Modulation of Delayed Fluorescence Guided by Conformational Effect-Mediated Thermally Enhanced Phosphorescence in Phenothiazines-Quinoline-Cl Conjugates.

Triplet energy harvesting via thermally activated delayed fluorescence (TADF) from pure organic systems has attracted great attention in organic light-emitting diodes, sensing, and photocatalysis. However, the realization of thermally enhanced phosphorescence (TEP)-guided efficient TADF with a high rate of reverse intersystem crossing ( k RISC ) still needs to be discovered.

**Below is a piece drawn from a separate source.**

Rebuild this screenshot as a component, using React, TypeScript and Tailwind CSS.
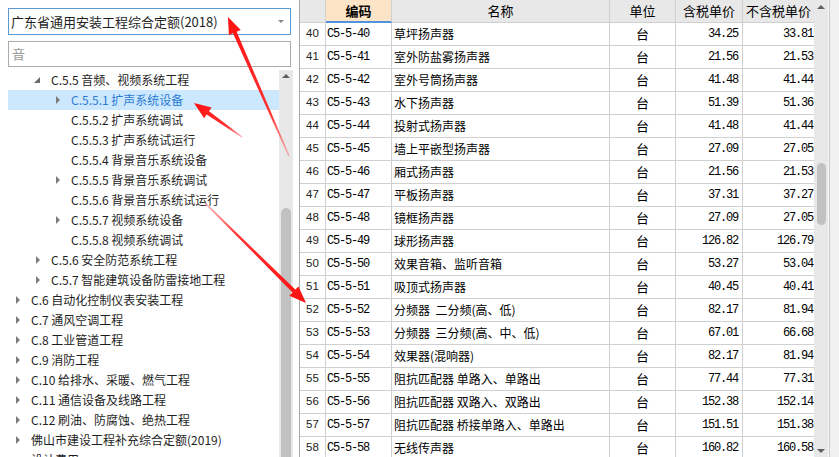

Herein, we report two phenothiazine-quinoline conjugates ( P2QC , P2QMC ) comprising two phenothiazine donors covalently attached to the chlorine-substituted quinolinyl acceptor. Spectroscopic analysis in conjunction with quantum chemistry calculations reveals that TEP in P2QC originated due to slow internal conversion from higher-lying triplet to lowest triplet (T2' → T1') of the quasi-axial (QA) conformer and TADF ( k RISC = 1.44 × 10 8 s -1 ) originated from the quasi-equatorial (QE) conformer caused by a low singlet-triplet gap (Δ E S1-T1 = 0.11 eV) and triplet energy transfer from QA to QE owing to the degenerate ground state of the conformers. In contrast, TADF ( k RISC = 0.74 × 10 8 s -1 ) and dual phosphorescence under ambient conditions are observed in P2QMC . This study provides a sustainable guideline for developing efficient TADF emitters via conformation effects and energy transfer mechanisms.